Fetching documents based on priority list in ElasticSearch

22 Views Asked by At

The docs in my index has the following fields

{
  "weight" : int
  "tags" : string[]
}

tags is a list of string. Eg - ["A", "B", "C", "D"] . Lets assume my index has the following data

[
    {
        "weight": 1,
        "tags": [
            "B",
            "C"
        ]
    },
    {
        "weight": 2,
        "tags": [
            "A"
        ]
    },
    {
        "weight": 3,
        "tags": [
            "B"
        ]
    },
    {
        "weight": 4,
        "tags": [
            "A",
            "C"
        ]
    },
    {
        "weight": 5,
        "tags": [
            "C"
        ]
    }
]

I have a param priority = ["A", "C"]. I want to fetch documents based on the priority list. So since "A" appears first in list, the docs with tag "A" should appear first in output. If doc1 and doc2 both have the same tag, then the doc with greater weight should appear first in output. So output should be

[
    {
        "weight": 4,
        "tags": [
            "A",
            "C"
        ]
    },
    {
        "weight": 2,
        "tags": [
            "A"
        ]
    },
    {
        "weight": 5,
        "tags": [
            "C"
        ]
    },
    {
        "weight": 1,
        "tags": [
            "B",
            "C"
        ]
    }
]

Can we achieve this in ElasticSearch ? I have also heard about Painless scripts. How can we use Painless scripts here, if we can ?

1

There are 1 best solutions below

0
On

The first thing you need to know is that the tags indexed in the tags array are not necessarily indexed in the same order as you specify them in the source. Usually, the lexical order prevails, and while it works with simple letters like A, B and C, your real tags might be different and not listed in lexical order. To sum up, you cannot count on the order of the tags list in order to boost certain documents relative to others.

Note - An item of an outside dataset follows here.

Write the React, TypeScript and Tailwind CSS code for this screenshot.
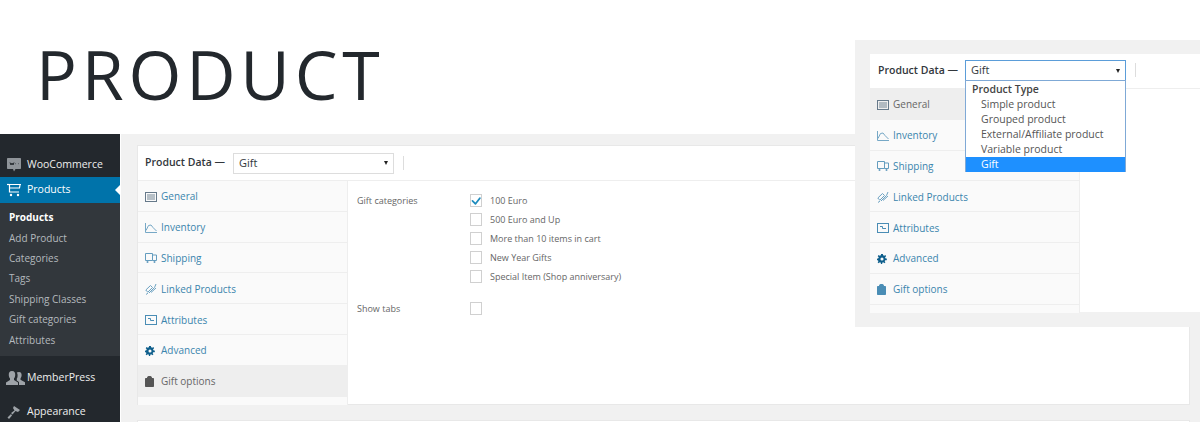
import type { ReactNode } from "react";
import { BsCheck } from "react-icons/bs";

const font = "font-['Open_Sans','Liberation_Sans',sans-serif]";

const GeneralIcon = () => (
  <svg width="12" height="10" viewBox="0 0 12 10">
    <rect x="0.5" y="0.5" width="11" height="9" fill="none" stroke="#66798a" />
    <rect x="2" y="2" width="8" height="6" fill="#66798a" opacity="0.45" />
  </svg>
);
const InventoryIcon = () => (
  <svg width="12" height="10" viewBox="0 0 12 10" fill="none" stroke="currentColor" opacity="0.75">
    <path d="M0.5 0V9.5H12" />
    <path d="M1 7.5L3.5 2.5L6 2L8 4.5L11.5 8" />
  </svg>
);
const ShippingIcon = () => (
  <svg width="12" height="12" viewBox="0 0 12 12" fill="none" stroke="currentColor" opacity="0.85">
    <path d="M0.5 1.5H7.5V8.5H0.5Z" />
    <path d="M7.5 3H11.5V8.5H7.5" />
    <circle cx="2.5" cy="10" r="1" fill="currentColor" stroke="none" />
    <circle cx="9.5" cy="10" r="1" fill="currentColor" stroke="none" />
  </svg>
);
const LinkedIcon = () => (
  <svg width="12" height="12" viewBox="0 0 12 12" fill="none" stroke="currentColor" opacity="0.8">
    <path d="M0.8 7L5.5 2.5L7.5 4.5L2.8 9.2Z" />
    <path d="M4 10L9.5 4.5L11 1" />
    <path d="M1 11.5L3 10" />
    <path d="M6 9.5L11 5" />
  </svg>
);
const AttributesIcon = () => (
  <svg width="12" height="10" viewBox="0 0 12 10" fill="none" stroke="currentColor">
    <rect x="0.5" y="0.5" width="11" height="9" />
    <path d="M3 3.5H5.5V5.5H9" />
  </svg>
);
const GearIcon = () => (
  <svg width="10" height="10" viewBox="0 0 11 11">
    <path
      fill="#0f5f8c"
      fillRule="evenodd"
      d="M4.5 0H6.5L6.8 1.5L8 2L9.3 1.2L10 2.6L8.9 3.6L9.2 4.6L11 5.2L10.6 6.8L9 6.8L8.4 7.9L9.3 9.2L8 10.1L6.9 9.1L6 9.4L5.6 11H4.4L4 9.4L3 9.1L1.9 10.1L0.7 9.2L1.6 7.9L1 6.8L0 6.8V5.2L1.5 4.6L1.9 3.6L0.8 2.6L1.7 1.2L3 2L4.2 1.5ZM5.5 3.8A1.7 1.7 0 1 0 5.5 7.2A1.7 1.7 0 1 0 5.5 3.8Z"
    />
  </svg>
);
const GiftIcon = () => (
  <svg width="9" height="11" viewBox="0 0 9 11">
    <path fill="currentColor" d="M2 2C2 0.5 3 0 4.5 0C6 0 7 0.5 7 2H8C8.6 2 9 2.4 9 3V10C9 10.6 8.6 11 8 11H1C0.4 11 0 10.6 0 10V3C0 2.4 0.4 2 1 2Z" />
  </svg>
);
const WooIcon = () => (
  <svg width="14" height="14" viewBox="0 0 14 14">
    <path fill="#8f9499" d="M1 0H13C13.6 0 14 .4 14 1V10C14 10.6 13.6 11 13 11H8.5L7 13.5L6 11H1C.4 11 0 10.6 0 10V1C0 .4 .4 0 1 0Z" />
    <path stroke="#23282d" fill="none" d="M3 4.5L4 7L5 5L6 7L7 4.5M8.5 5.7H9M11 5.7H11.5" />
  </svg>
);
const CartIcon = () => (
  <svg width="14" height="14" viewBox="0 0 14 14" fill="none" stroke="#fff" strokeWidth="1.2">
    <path d="M14 1.5H2.5V9H12" />
    <path d="M2.5 5H12.5L13 2" />
    <path d="M0 1.5H2.5" />
    <circle cx="4" cy="12" r="1.2" fill="#fff" stroke="none" />
    <circle cx="11" cy="12" r="1.2" fill="#fff" stroke="none" />
  </svg>
);
const UsersIcon = () => (
  <svg width="19" height="14" viewBox="0 0 19 14" fill="#9ea3a8">
    <path d="M6 0C8.5 0 9.5 2 9.2 4.5C9 6 8.4 7 8 7.6V9L12 11.5V14H0V11.5L4 9V7.6C3.6 7 3 6 2.8 4.5C2.5 2 3.5 0 6 0Z" />
    <path d="M13 1C15 1 15.8 2.6 15.6 4.6C15.4 6 15 6.8 14.5 7.4V8.8L19 11.2V14H13V11L10.8 9.6V7.6C11.4 6.6 11.6 6 11.6 4C11.6 3 11 2 10.8 1.6C11.4 1.2 12 1 13 1Z" />
  </svg>
);
const BrushIcon = () => (
  <svg width="14" height="14" viewBox="0 0 14 14" fill="#9ea3a8">
    <path d="M7 1L13 5L11 7L8.5 6L5.5 9.5L4 8L7.5 5.5L6 3Z" />
    <path d="M4 9L5 10.5L2 14L0.5 12.5Z" />
  </svg>
);

const tabs: { label: string; icon: ReactNode }[] = [
  { label: "General", icon: <GeneralIcon /> },
  { label: "Inventory", icon: <InventoryIcon /> },
  { label: "Shipping", icon: <ShippingIcon /> },
  { label: "Linked Products", icon: <LinkedIcon /> },
  { label: "Attributes", icon: <AttributesIcon /> },
  { label: "Advanced", icon: <GearIcon /> },
  { label: "Gift options", icon: <GiftIcon /> },
];

function Tabs({ active }: { active: string }) {
  return (
    <div className="w-[210px] shrink-0 bg-[#fafafa] border-r border-[#eee] pb-2">
      {tabs.map((t) => (
        <div
          key={t.label}
          className={
            "h-[30.8px] flex items-center border-b border-[#eee] pl-[7px] pt-[2px] text-[10px] " +
            (t.label === active ? "bg-[#eee] text-[#666]" : "text-[#3a85ad]")
          }
        >
          <span className={"w-[13px] flex " + (t.label === active ? "text-[#555]" : "text-[#4a8db5]")}>{t.icon}</span>
          <span className="ml-[3px]">{t.label}</span>
        </div>
      ))}
    </div>
  );
}

function Caret() {
  return <span className="w-0 h-0 border-x-[2.5px] border-x-transparent border-t-[4px] border-t-[#222]" />;
}

function CheckRow({ label, checked }: { label?: string; checked?: boolean }) {
  return (
    <div className="h-[19px] flex items-center">
      <span className="w-[12px] h-[13px] border border-[#d0d0d0] bg-white flex items-center justify-center">
        {checked && <BsCheck className="text-[#1e8cbe] text-[18px] shrink-0" />}
      </span>
      {label && <span className="ml-[8px] text-[9px] text-[#666]">{label}</span>}
    </div>
  );
}

const subItems = ["Add Product", "Categories", "Tags", "Shipping Classes", "Gift categories", "Attributes"];

export default function App() {
  return (
    <div className={font + " relative w-[1200px] h-[422px] overflow-hidden bg-white"}>
      <h1 className="h-[134px] pt-[31px] pl-[36px] text-[68px] leading-[86px] tracking-[4.8px] text-[#23282d]">PRODUCT</h1>

      <div className="flex h-[288px]">
        <aside className="w-[120px] shrink-0 bg-[#23282d] text-white pt-[19px] text-[10.5px]">
          <div className="h-[24px] flex items-center pl-[7px] gap-[6px] text-[#eee]">
            <WooIcon />
            <span>WooCommerce</span>
          </div>
          <div className="relative h-[26px] bg-[#0073aa] flex items-center pl-[7px] gap-[6px]">
            <CartIcon />
            <span>Products</span>
            <span className="absolute right-0 top-[8px] w-0 h-0 border-y-[5px] border-y-transparent border-r-[5px] border-r-white" />
          </div>
          <div className="bg-[#32373c] h-[153px] pt-[4.5px] pl-[9px] text-[10px] text-[#b4b9be]">
            <div className="h-[20.4px] flex items-center text-white font-bold">Products</div>
            {subItems.map((s) => (
              <div key={s} className="h-[20.4px] flex items-center">
                {s}
              </div>
            ))}
          </div>
          <div className="h-[42px] flex items-center pl-[6px] pt-[1px] gap-[2px] text-[#eee]">
            <UsersIcon />
            <span>MemberPress</span>
          </div>
          <div className="h-[26px] flex items-center pl-[7px] pt-[2px] gap-[6px] text-[#eee]">
            <BrushIcon />
            <span>Appearance</span>
          </div>
        </aside>

        <main className="flex-1 ml-[1px] bg-[#f1f1f1] pt-[11px] pl-[16px] pr-[10px]">
          <section className="bg-white h-[260px] border border-[#e8e8e8] flex flex-col">
            <div className="h-[35px] shrink-0 flex items-center border-b border-[#eee] pl-[7px]">
              <span className="text-[10.5px] font-semibold text-[#32373c] w-[88px]">Product Data —</span>
              <div className="w-[161px] h-[21px] border border-[#ddd] flex items-center justify-between px-[5px] text-[11px] text-[#32373c]">
                <span>Gift</span>
                <Caret />
              </div>
              <span className="ml-[9px] w-px h-[14px] bg-[#ddd]" />
            </div>
            <div className="flex flex-1">
              <Tabs active="Gift options" />
              <div className="pl-[9px] pt-[10px] text-[#666] text-[9px]">
                <div className="flex">
                  <span className="w-[113px] pt-[3px]">Gift categories</span>
                  <div>
                    <CheckRow label="100 Euro" checked />
                    <CheckRow label="500 Euro and Up" />
                    <CheckRow label="More than 10 items in cart" />
                    <CheckRow label="New Year Gifts" />
                    <CheckRow label="Special Item (Shop anniversary)" />
                  </div>
                </div>
                <div className="flex items-center mt-[13px]">
                  <span className="w-[113px]">Show tabs</span>
                  <CheckRow />
                </div>
              </div>
            </div>
          </section>
          <div className="bg-white h-[10px] mt-[15px] border border-[#e8e8e8]" />
        </main>
      </div>

      {/* zoomed inset with the open product type dropdown */}
      <div className="absolute left-[855px] top-[40px] w-[345px] h-[287px] bg-[#f1f1f1] pt-[14px] pl-[15px]">
        <div className="bg-white h-[258px] flex flex-col">
          <div className="h-[35px] shrink-0 flex items-center border-b border-[#eee] pl-[8px] pb-[2px]">
            <span className="text-[10.5px] font-semibold text-[#32373c] w-[87px] pt-[2px]">Product Data —</span>
            <div className="relative w-[161px] h-[21px] border border-[#5b9dd9] flex items-center justify-between px-[5px] pt-px text-[11px] text-[#32373c]">
              <span>Gift</span>
              <Caret />
              <div className="absolute left-[-1px] top-[19px] w-[161px] h-[92px] bg-white border border-[#7fa9d6] pt-px text-[10.5px] text-[#555]">
                <div className="h-[15px] leading-[15px] pl-[6px] font-semibold text-[#444]">Product Type</div>
                {["Simple product", "Grouped product", "External/Affiliate product", "Variable product"].map((o) => (
                  <div key={o} className="h-[15px] leading-[15px] pl-[15px]">
                    {o}
                  </div>
                ))}
                <div className="h-[15px] leading-[15px] pl-[15px] bg-[#1e90ff] text-white">Gift</div>
              </div>
            </div>
            <span className="ml-[9px] w-px h-[14px] bg-[#ddd]" />
          </div>
          <div className="flex flex-1">
            <Tabs active="General" />
          </div>
        </div>
      </div>
    </div>
  );
}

Similarly, if you were to specify a terms clause in your query to give more importance to A over C (as in priority = ["A", "C"]), ES would not necessarily use that order to execute your query.

The solution I'm giving you below respects the conceptual ordering of your priority, by using a bool/should query, where the first element has a bigger boost factor than the second, the second has a bigger boost factor than the third, etc. In this case, we should boost A over C so I'm giving documents having tag A a boost of 2 and the ones with tag C a boost of 1. If you had three tags, you would start at 3, instead. This will properly boost the documents as per your desired priorities.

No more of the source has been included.